L’historien Maxime Steinberg relève que la Gazet van Antwerpen, en mai 1938, «avertit que la population, et pas seulement les éléments d’extrême droite comme on le prétend faussement, en a ras-le-bol de la politique de la porte ouverte»(Maxime Steinberg, Un pays occupé et ses Juifs, Quorum, Gerpinnes, 1999, p.275.). Lors des élections communales d’octobre 1938, les expressions d’antisémitisme et de xénophobie sont en hausse et le Vlaamsch Volksblok (Bloc populaire flamand) mène ouvertement campagne « contre les Juifs ». Menacée sur sa droite, la droite catholique accuse l’administration socialiste rivale d’avoir « transformé la ville en un refuge pour une racaille étrangère qui regarde les Anversois comme une minorité ». Anvers serait devenue sous son mandat « le centre de l’action révolutionnaire en Belgique ».

Le gouvernement accepte enfin d’admettre ceux qui ont fui l’Allemagne nazie jusqu’au 15 juillet 1939. Au-delà de cette date,seuls les réfugiés politiques ne seront plus expulsés, sachant que cette notion est devenue très restrictive !

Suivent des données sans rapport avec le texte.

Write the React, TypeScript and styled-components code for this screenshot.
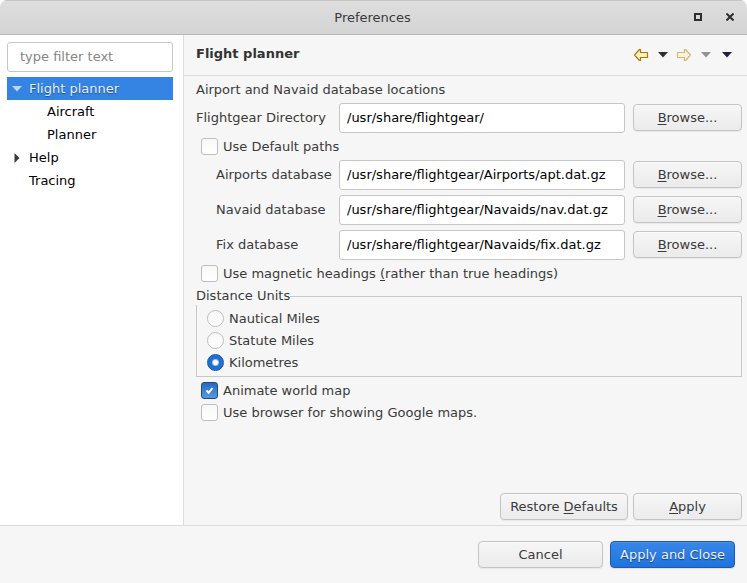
import React, { useState } from "react";
import styled, { createGlobalStyle, css } from "styled-components";

const GlobalStyle = createGlobalStyle`
  *, *::before, *::after { box-sizing: border-box; }
  body {
    margin: 0;
    background: #ffffff;
    color: #3a3a3a;
    font: 13px/18px "DejaVu Sans", sans-serif;
  }
  input, button { font: inherit; color: inherit; }
`;

const Window = styled.div`
  display: grid;
  grid-template-rows: auto 1fr auto;
  min-height: 100vh;
  background: #f6f6f6;
  border-radius: 7px 7px 0 0;
  overflow: hidden;
`;

const TitleBar = styled.header`
  display: grid;
  grid-template-columns: 1fr auto 1fr;
  align-items: center;
  height: 35px;
  padding: 0 7px 0 5px;
  background: linear-gradient(#dedede, #d4d4d4);
  border-top: 1px solid #c4c4c4;
  border-bottom: 1px solid #b8b8b8;
`;

const WindowTitle = styled.h1`
  grid-column: 2;
  margin: 0;
  font-size: 13px;
  font-weight: normal;
`;

const WindowControls = styled.div`
  display: flex;
  justify-content: flex-end;
  gap: 12px;
  padding-bottom: 1px;
`;

const IconButton = styled.button<{ $width: number }>`
  display: grid;
  place-items: center;
  width: ${({ $width }) => $width}px;
  height: 20px;
  padding: 0;
  border: 0;
  background: none;
`;

const Body = styled.div`
  display: grid;
  grid-template-columns: 184px 1fr;
`;

const Sidebar = styled.nav`
  padding: 7px 10px 7px 7px;
  background: #ffffff;
  border-right: 1px solid #dcdcdc;
`;

const TextField = styled.input`
  width: 100%;
  min-width: 0;
  height: 30px;
  padding: 0 7px 2px;
  border: 1px solid #c6c6c6;
  border-radius: 3px;
  background: #ffffff;
  color: #000000;
  outline: none;
`;

const FilterField = styled(TextField)`
  padding: 0 12px 2px;
  &::placeholder { color: #858585; opacity: 1; }
`;

const Tree = styled.ul`
  margin: 5px 0 0;
  padding: 0;
  list-style: none;
`;

const TreeRow = styled.li<{ $level: number; $selected: boolean }>`
  display: flex;
  align-items: center;
  height: 23px;
  padding-left: ${({ $level }) => ($level === 0 ? 0 : 18)}px;
  color: #000000;
  ${({ $selected }) =>
    $selected &&
    css`
      background: #3584e4;
      color: #e6effb;
      text-shadow: 0 1px 1px rgba(0, 0, 0, 0.4);
    `}
`;

const ExpanderSlot = styled.span`
  flex: none;
  width: 22px;
`;

const Main = styled.main`
  display: flex;
  flex-direction: column;
  min-width: 0;
`;

const PageHeader = styled.div`
  display: flex;
  align-items: center;
  justify-content: space-between;
  height: 41px;
  padding: 0 9px 0 12px;
  border-bottom: 1px solid #dcdcdc;
`;

const PageTitle = styled.h2`
  margin: 0 0 3px;
  font-size: 13px;
  color: #333333;
`;

const Toolbar = styled.div`
  display: flex;
  align-items: center;
`;

const Form = styled.form`
  display: flex;
  flex: 1;
  flex-direction: column;
  gap: 5px;
  padding: 4px 5px 5px 12px;
`;

const Heading = styled.div`
  height: 18px;
  line-height: 20px;
`;

const FieldRow = styled.div`
  display: grid;
  grid-template-columns: 135px 1fr 109px;
  align-items: center;
  column-gap: 8px;
`;

const FieldLabel = styled.label<{ $indented: boolean }>`
  padding-left: ${({ $indented }) => ($indented ? 20 : 0)}px;
  white-space: nowrap;
`;

const Choice = styled.label`
  display: flex;
  align-items: center;
  align-self: flex-start;
  gap: 5px;
  height: 17px;
  margin-left: 5px;
  white-space: nowrap;
`;

const choiceMark = css`
  appearance: none;
  flex: none;
  width: 17px;
  height: 17px;
  margin: 0;
  border: 1px solid #bdbdbd;
  background: linear-gradient(#f8f8f8, #ffffff);
`;

const CheckBox = styled.input.attrs({ type: "checkbox" })`
  ${choiceMark}
  border-radius: 3px;
`;

const CheckFrame = styled.span`
  display: grid;
  flex: none;
  & > * { grid-area: 1 / 1; }
  input:checked {
    border-color: #1c4a85;
    background: linear-gradient(#2469c0, #5c97de);
  }
  svg { place-self: center; pointer-events: none; visibility: hidden; }
  input:checked + svg { visibility: visible; }
`;

const Radio = styled.input.attrs({ type: "radio" })`
  ${choiceMark}
  border-radius: 50%;
  &:checked {
    border-color: #1c56a4;
    background: radial-gradient(circle, #ffffff 2px, #a9c6ec 3px, #2070d2 4px);
  }
`;

const Group = styled.fieldset`
  min-width: 0;
  margin: 0;
  padding: 5px 5px 5px 0;
  border: 1px solid #c8c8c8;
`;

const Legend = styled.legend`
  height: 18px;
  margin-left: -1px;
  padding: 0;
  line-height: 17px;
`;

const RadioList = styled.div`
  display: flex;
  flex-direction: column;
  gap: 5px;
  padding-left: 5px;
`;

const Button = styled.button<{ $variant?: "primary" }>`
  height: 27px;
  padding: 0 9px;
  border: 1px solid #c4c4c4;
  border-radius: 4px;
  background: linear-gradient(#f6f6f6, #ebebeb);
  box-shadow: inset 0 1px #fafafa, 0 1px 1px rgba(0, 0, 0, 0.06);
  line-height: 18px;
  white-space: nowrap;
  ${({ $variant }) =>
    $variant === "primary" &&
    css`
      border-color: #185bb5;
      background: linear-gradient(#3986e8, #1f73de);
      box-shadow: inset 0 1px #4a90e8, 0 1px 1px rgba(0, 0, 0, 0.1);
      color: #e9f1fc;
      text-shadow: 0 1px 1px rgba(0, 0, 0, 0.5);
    `}
`;

const BrowseButton = styled(Button)`
  margin-bottom: 1px;
`;

const Mnemonic = styled.span`
  text-decoration: underline;
  text-decoration-thickness: 1px;
  text-decoration-skip-ink: none;
  text-underline-offset: 2px;
`;

const PageActions = styled.div`
  display: grid;
  grid-template-columns: 128px 109px;
  justify-content: end;
  gap: 5px;
  margin-top: auto;
`;

const Footer = styled.footer`
  display: grid;
  grid-template-columns: 125px 125px;
  justify-content: end;
  gap: 7px;
  padding: 15px 12px;
  border-top: 1px solid #dcdcdc;
`;

const Caret = ({ color }: { color: string }) => (
  <svg width="10" height="6" viewBox="0 0 10 6" aria-hidden="true">
    <path d="M0 0h10L5 5.5z" fill={color} />
  </svg>
);

const Arrow = ({ forward = false }: { forward?: boolean }) => (
  <svg width="16" height="14" viewBox="0 0 16 14" opacity={forward ? 0.5 : 1} aria-hidden="true">
    <path
      d={
        forward
          ? "M14.500 7L9.500 1.500H8.500V4.500H1.500V9.500H8.500V12.500H9.500z"
          : "M1.500 7L6.500 1.500H7.500V4.500H14.500V9.500H7.500V12.500H6.500z"
      }
      fill="#fff3c4"
      stroke="#b87408"
      strokeWidth="1.200"
      strokeLinejoin="round"
    />
  </svg>
);

type Node = { name: string; level: number; expanded?: boolean };

const nodes: Node[] = [
  { name: "Flight planner", level: 0, expanded: true },
  { name: "Aircraft", level: 1 },
  { name: "Planner", level: 1 },
  { name: "Help", level: 0, expanded: false },
  { name: "Tracing", level: 0 },
];

type PathFieldProps = { id: string; label: string; value: string; indented?: boolean };

const PathField = ({ id, label, value, indented = false }: PathFieldProps) => (
  <FieldRow>
    <FieldLabel htmlFor={id} $indented={indented}>{label}</FieldLabel>
    <TextField id={id} defaultValue={value} spellCheck={false} />
    <BrowseButton type="button"><Mnemonic>B</Mnemonic>rowse...</BrowseButton>
  </FieldRow>
);

type CheckProps = { children: React.ReactNode; checked?: boolean };

const Check = ({ children, checked = false }: CheckProps) => (
  <Choice>
    <CheckFrame>
      <CheckBox defaultChecked={checked} />
      <svg width="9" height="9" viewBox="0 0 9 9" aria-hidden="true">
        <path d="M1.500 4.500L3.700 6.800L7.500 2" fill="none" stroke="#fff" strokeWidth="2" />
      </svg>
    </CheckFrame>
    <span>{children}</span>
  </Choice>
);

export default function App() {
  const [selected, setSelected] = useState("Flight planner");
  const [unit, setUnit] = useState("Kilometres");

  return (
    <>
      <GlobalStyle />
      <Window>
        <TitleBar>
          <WindowTitle>Preferences</WindowTitle>
          <WindowControls>
            <IconButton type="button" aria-label="Maximize" $width={20}>
              <svg width="8" height="8" viewBox="0 0 8 8" aria-hidden="true">
                <rect x="1" y="1" width="6" height="6" fill="none" stroke="#2e2e2e" strokeWidth="2" />
              </svg>
            </IconButton>
            <IconButton type="button" aria-label="Close" $width={20}>
              <svg width="8" height="8" viewBox="0 0 8 8" aria-hidden="true">
                <path d="M.5.5l7 7M7.500.5L.5 7.500" stroke="#2e2e2e" strokeWidth="2" />
              </svg>
            </IconButton>
          </WindowControls>
        </TitleBar>

        <Body>
          <Sidebar>
            <FilterField type="text" placeholder="type filter text" aria-label="Filter" />
            <Tree role="tree" aria-label="Preference pages">
              {nodes.map(({ name, level, expanded }) => (
                <TreeRow
                  key={name}
                  role="treeitem"
                  aria-level={level + 1}
                  aria-expanded={expanded}
                  aria-selected={selected === name}
                  tabIndex={0}
                  $level={level}
                  $selected={selected === name}
                  onClick={() => setSelected(name)}
                >
                  <ExpanderSlot>
                    {expanded !== undefined && (
                      <IconButton type="button" aria-label={`Toggle ${name}`} $width={20}>
                        {expanded ? (
                          <Caret color="#bcd6f6" />
                        ) : (
                          <svg width="6" height="10" viewBox="0 0 6 10" aria-hidden="true">
                            <path d="M.5 0v10L5.500 5z" fill="#3a3a3a" />
                          </svg>
                        )}
                      </IconButton>
                    )}
                  </ExpanderSlot>
                  {name}
                </TreeRow>
              ))}
            </Tree>
          </Sidebar>

          <Main>
            <PageHeader>
              <PageTitle>Flight planner</PageTitle>
              <Toolbar>
                <IconButton type="button" aria-label="Back" $width={22}><Arrow /></IconButton>
                <IconButton type="button" aria-label="Back history" $width={21}><Caret color="#2e2e2e" /></IconButton>
                <IconButton type="button" aria-label="Forward" $width={22} disabled><Arrow forward /></IconButton>
                <IconButton type="button" aria-label="Forward history" $width={21} disabled><Caret color="#919494" /></IconButton>
                <IconButton type="button" aria-label="Menu" $width={22}><Caret color="#241f3c" /></IconButton>
              </Toolbar>
            </PageHeader>
            <Form onSubmit={(event) => event.preventDefault()}>
              <Heading>Airport and Navaid database locations</Heading>
              <PathField id="directory" label="Flightgear Directory" value="/usr/share/flightgear/" />
              <Check>Use Default paths</Check>
              <PathField id="airports" label="Airports database" value="/usr/share/flightgear/Airports/apt.dat.gz" indented />
              <PathField id="navaids" label="Navaid database" value="/usr/share/flightgear/Navaids/nav.dat.gz" indented />
              <PathField id="fixes" label="Fix database" value="/usr/share/flightgear/Navaids/fix.dat.gz" indented />
              <Check>Use magnetic headings <Mnemonic>(</Mnemonic>rather than true headings)</Check>
              <Group>
                <Legend>Distance Units</Legend>
                <RadioList>
                  {["Nautical Miles", "Statute Miles", "Kilometres"].map((name) => (
                    <Choice key={name}>
                      <Radio name="unit" checked={unit === name} onChange={() => setUnit(name)} />
                      {name}
                    </Choice>
                  ))}
                </RadioList>
              </Group>
              <Check checked>Animate world map</Check>
              <Check>Use browser for showing Google maps.</Check>
              <PageActions>
                <Button type="button">Restore <Mnemonic>D</Mnemonic>efaults</Button>
                <Button type="submit"><Mnemonic>A</Mnemonic>pply</Button>
              </PageActions>
            </Form>
          </Main>
        </Body>

        <Footer>
          <Button type="button">Cancel</Button>
          <Button type="button" $variant="primary">Apply and Close</Button>
        </Footer>
      </Window>
    </>
  );
}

Dans le même temps, en septembre et octobre 1938, des razzias sont opérées à Anvers et à Bruxelles, suivies d’expulsions immédiates pour les étrangers entrés clandestinement en Belgique, près de deux mille par mois en novembre 1938. À cette date, les réactions conjuguées d’une partie de l’opinion, de la Chambre et le contexte de la Nuit de Cristal amènent le ministre de la Justice Pholien à annoncer au Parlement que les refoulements ne reprendront plus, aussi longtemps que le maintien de l’ordre le permettra. Cela ne plaît pas à l’administrateur général de la Sûreté de l’État qui juge laxiste cette politique« immorale, anti juridique et dangereuse », puisqu’elle remet en cause les accords signés entre la Belgique et l’Allemagne à l’automne 1938 (CNEHJ, Archives Gottschalk, copie d’un rapport de de Foy à Van Dievoet, 3/2/1939, cité par Schreiber, « L’accueil des réfugiés juifs du Reich… », op. cit., p. 52.).